Leila and Ayan were far from unique, said Christina Lamb in The Sunday Times. An estimated 550 women and girls from Western countries travelled to join the caliphate. In the sisters’ case, there were plenty of warning signs: both became members of the conservative youth group Islam Net; they insisted on wearing full niqabs; and they grew increasingly withdrawn and argumentative. Seierstad wasn’t able to talk to the sisters and so relies instead on their “ghostly messages on Facebook to their exasperated brother, complete with emojis”. Much of the narrative centres on their father, who heroically goes in pursuit of his daughters. Within days of their disappearance, he was on the Turkish border, negotiating with people smugglers. He subsequently entered Isis-controlled Syria, where he was imprisoned and tortured, and only just escaped with his life.

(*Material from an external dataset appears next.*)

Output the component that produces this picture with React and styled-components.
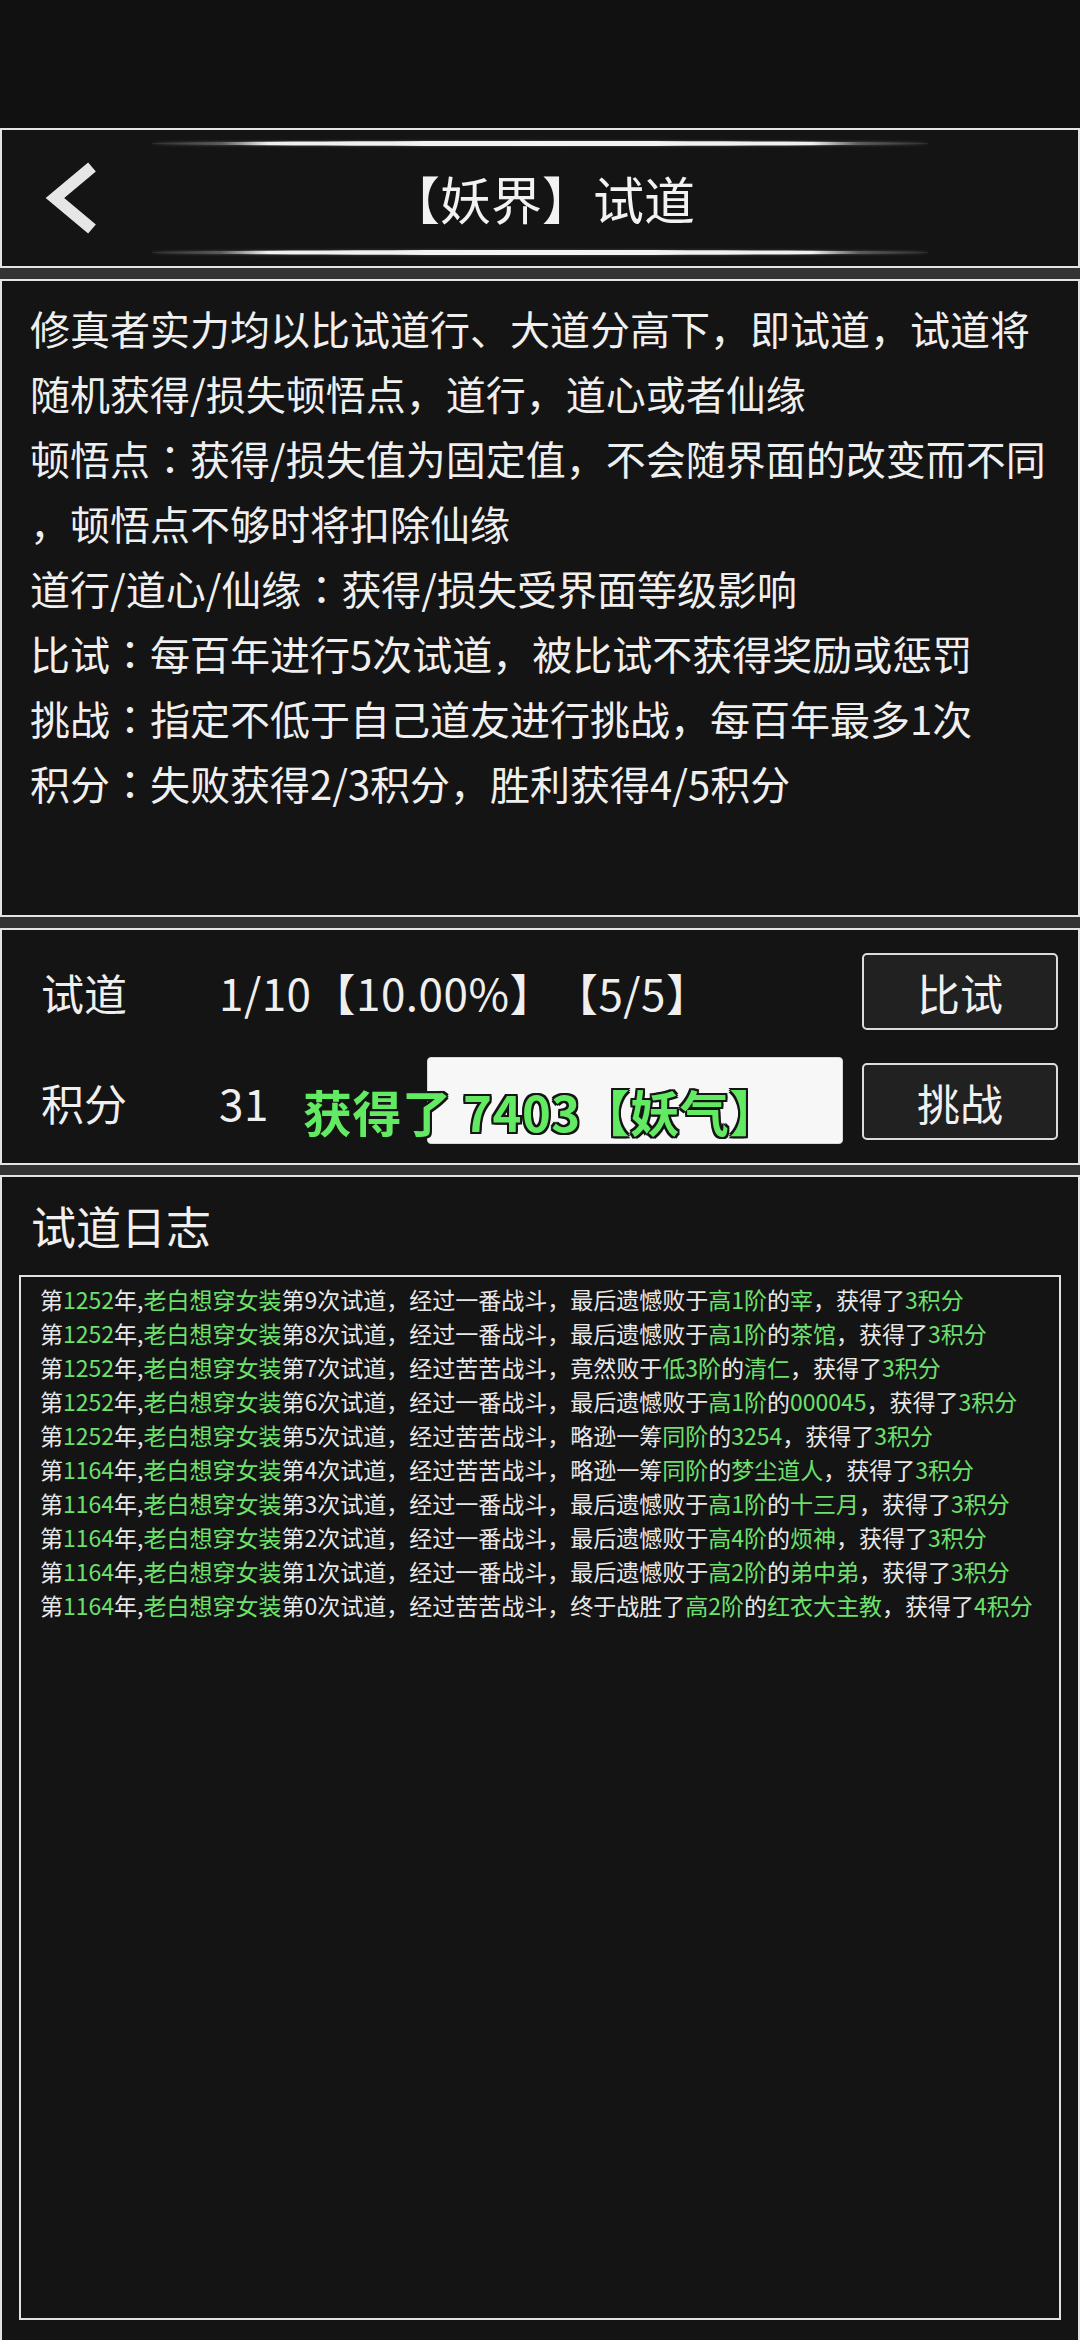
import React from "react";
import styled, { createGlobalStyle } from "styled-components";

const GlobalStyle = createGlobalStyle`
  html, body {
    margin: 0;
    padding: 0;
    background: #141414;
    overflow: hidden;
  }
  body {
    font-family: "Noto Sans CJK SC", "Noto Sans", sans-serif;
    text-spacing-trim: space-all;
  }
`;

const Page = styled.div`
  width: 1080px;
  height: 2340px;
  display: flex;
  flex-direction: column;
  background: #141414;
  overflow: hidden;
`;

const StatusBar = styled.div`
  height: 128px;
  flex-shrink: 0;
  background: #111;
`;

const Panel = styled.section`
  position: relative;
  box-sizing: border-box;
  flex-shrink: 0;
  height: ${(p) => p.$h}px;
  border: 2px solid #e4e4e4;
  border-bottom: ${(p) => (p.$open ? "none" : "2px solid #e4e4e4")};
  background: #141414;
`;

const Gap = styled.div`
  height: ${(p) => p.$h}px;
  flex-shrink: 0;
  background: #343434;
`;

/* header */
const HeaderPanel = styled(Panel)`
  display: flex;
  flex-direction: column;
  align-items: center;
  padding-top: 11px;
`;

const GlowLine = styled.div`
  width: 778px;
  height: 5px;
  border-radius: 50%;
  background: linear-gradient(
    90deg,
    rgba(255, 255, 255, 0.12) 0%,
    rgba(255, 255, 255, 0.3) 9%,
    #efefef 15%,
    #f4f4f4 50%,
    #efefef 85%,
    rgba(255, 255, 255, 0.3) 91%,
    rgba(255, 255, 255, 0.12) 100%
  );
  box-shadow: 0 0 3px rgba(255, 255, 255, 0.25);
`;

const TitleRow = styled.div`
  width: 100%;
  height: 104px;
  display: grid;
  grid-template-columns: 1fr auto 1fr;
  align-items: center;
`;

const BackButton = styled.button`
  justify-self: start;
  margin-left: 44px;
  padding: 0;
  border: none;
  background: none;
  width: 50px;
  height: 74px;
  & svg {
    display: block;
    overflow: visible;
  }
`;

const Title = styled.h1`
  margin: 0 0 0 4px;
  font-size: 51px;
  font-weight: 400;
  line-height: 60px;
  color: #f2f2f2;
  white-space: nowrap;
`;

/* description */
const DescPanel = styled(Panel)`
  padding: 15px 0 0 28px;
`;

const DescLine = styled.div`
  font-size: 40px;
  line-height: 65px;
  color: #efefef;
  white-space: nowrap;
`;

// full-width colon drawn centred, as in the game font
const Colon = styled.span`
  font-family: "Noto Sans CJK TC", "Noto Sans CJK SC", sans-serif;
`;

/* stats */
const StatsPanel = styled(Panel)`
  display: grid;
  grid-template-rows: 77px 77px;
  row-gap: 33px;
  padding: 23px 20px 0 39px;
`;

const StatRow = styled.div`
  display: grid;
  grid-template-columns: 178px 1fr 196px;
  align-items: center;
  color: #efefef;
  font-size: 43px;
  white-space: nowrap;
`;

const StatValue = styled.span`
  font-size: 44px;
  letter-spacing: 0.5px;
`;

const ActionButton = styled.button`
  box-sizing: border-box;
  height: 77px;
  display: flex;
  align-items: center;
  justify-content: center;
  border: 2px solid #dcdcdc;
  border-radius: 5px;
  background: #212121;
  color: #f0f0f0;
  font-family: inherit;
  font-size: 43px;
`;

const Toast = styled.div`
  position: absolute;
  left: 425px;
  top: 127px;
  width: 416px;
  height: 87px;
  box-sizing: border-box;
  border: 1px solid #d8d8d8;
  border-radius: 4px;
  background: #f7f7f7;
`;

const ToastText = styled.div`
  position: absolute;
  left: 301px;
  top: 151px;
  font-size: 49px;
  font-weight: 700;
  line-height: 60px;
  letter-spacing: 0.5px;
  color: #62ea62;
  white-space: nowrap;
  text-shadow: 2px 0 0 #151515, -2px 0 0 #151515, 0 2px 0 #151515,
    0 -2px 0 #151515, 2px 2px 0 #151515, -2px 2px 0 #151515,
    2px -2px 0 #151515, -2px -2px 0 #151515;
`;

/* log */
const LogPanel = styled(Panel)`
  padding: 0 17px 20px;
`;

const LogTitle = styled.h2`
  margin: 0;
  height: 98px;
  line-height: 98px;
  padding-left: 12px;
  font-size: 45px;
  font-weight: 400;
  color: #f0f0f0;
`;

const LogBox = styled.div`
  box-sizing: border-box;
  height: 1045px;
  border: 2px solid #e2e2e2;
  padding: 5px 0 0 19px;
`;

const LogLine = styled.div`
  font-size: 23px;
  line-height: 34px;
  color: #e8e8e8;
  white-space: nowrap;
`;

const Hl = styled.span`
  color: #6ee06e;
`;

const descLines = [
  "修真者实力均以比试道行、大道分高下，即试道，试道将",
  "随机获得/损失顿悟点，道行，道心或者仙缘",
  "顿悟点：获得/损失值为固定值，不会随界面的改变而不同",
  "，顿悟点不够时将扣除仙缘",
  "道行/道心/仙缘：获得/损失受界面等级影响",
  "比试：每百年进行5次试道，被比试不获得奖励或惩罚",
  "挑战：指定不低于自己道友进行挑战，每百年最多1次",
  "积分：失败获得2/3积分，胜利获得4/5积分",
];

// text inside {} is shown green
const logs = [
  "第{1252}年,{老白想穿女装}第9次试道，经过一番战斗，最后遗憾败于{高1阶}的{宰}，获得了{3积分}",
  "第{1252}年,{老白想穿女装}第8次试道，经过一番战斗，最后遗憾败于{高1阶}的{茶馆}，获得了{3积分}",
  "第{1252}年,{老白想穿女装}第7次试道，经过苦苦战斗，竟然败于{低3阶}的{清仁}，获得了{3积分}",
  "第{1252}年,{老白想穿女装}第6次试道，经过一番战斗，最后遗憾败于{高1阶}的{000045}，获得了{3积分}",
  "第{1252}年,{老白想穿女装}第5次试道，经过苦苦战斗，略逊一筹{同阶}的{3254}，获得了{3积分}",
  "第{1164}年,{老白想穿女装}第4次试道，经过苦苦战斗，略逊一筹{同阶}的{梦尘道人}，获得了{3积分}",
  "第{1164}年,{老白想穿女装}第3次试道，经过一番战斗，最后遗憾败于{高1阶}的{十三月}，获得了{3积分}",
  "第{1164}年,{老白想穿女装}第2次试道，经过一番战斗，最后遗憾败于{高4阶}的{烦神}，获得了{3积分}",
  "第{1164}年,{老白想穿女装}第1次试道，经过一番战斗，最后遗憾败于{高2阶}的{弟中弟}，获得了{3积分}",
  "第{1164}年,{老白想穿女装}第0次试道，经过苦苦战斗，终于战胜了{高2阶}的{红衣大主教}，获得了{4积分}",
];

function DescText({ text }) {
  const parts = text.split("：");
  return (
    <DescLine>
      {parts.map((p, i) => (
        <React.Fragment key={i}>
          {i > 0 && <Colon>：</Colon>}
          {p}
        </React.Fragment>
      ))}
    </DescLine>
  );
}

function LogEntry({ text }) {
  const parts = text.split(/[{}]/);
  return (
    <LogLine>
      {parts.map((p, i) => (i % 2 ? <Hl key={i}>{p}</Hl> : <span key={i}>{p}</span>))}
    </LogLine>
  );
}

export default function App() {
  return (
    <Page>
      <GlobalStyle />
      <StatusBar />

      <HeaderPanel $h={140}>
        <GlowLine />
        <TitleRow>
          <BackButton aria-label="返回">
            <svg width="50" height="74" viewBox="0 0 50 74">
              <polyline
                points="46,6 9,37 46,68"
                fill="none"
                stroke="#e6e6e6"
                strokeWidth="12"
                strokeLinejoin="miter"
              />
            </svg>
          </BackButton>
          <Title>【妖界】试道</Title>
          <div />
        </TitleRow>
        <GlowLine />
      </HeaderPanel>

      <Gap $h={11} />

      <DescPanel $h={638}>
        {descLines.map((l) => (
          <DescText key={l} text={l} />
        ))}
      </DescPanel>

      <Gap $h={11} />

      <StatsPanel $h={237}>
        <StatRow>
          <span>试道</span>
          <StatValue>1/10【10.00%】【5/5】</StatValue>
          <ActionButton>比试</ActionButton>
        </StatRow>
        <StatRow>
          <span>积分</span>
          <StatValue>31</StatValue>
          <ActionButton>挑战</ActionButton>
        </StatRow>
        <Toast />
        <ToastText>获得了 7403【妖气】</ToastText>
      </StatsPanel>

      <Gap $h={10} />

      <LogPanel $h={1165} $open>
        <LogTitle>试道日志</LogTitle>
        <LogBox>
          {logs.map((l) => (
            <LogEntry key={l} text={l} />
          ))}
        </LogBox>
      </LogPanel>
    </Page>
  );
}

While all this was going on, the two sisters were sending “jaunty” emails to their family, boasting of their lives as jihadi brides, said Craig Brown in The Mail on Sunday. I generally believe that “to know all is to forgive all”, but “the more one knows of Ayan and Leila, the less the impulse to forgive them”. The last we hear of the sisters, they are still in Raqqa, luxuriating in the “free housing, washing machines and Sim cards provided by Isis”, said Kate Adie in the Literary Review. Meanwhile, Sadiq has finally come to accept that he may never see his daughters again. Two Sisters is a “credible and all too common story of our times”, told with great aplomb by a “formidable” journalist.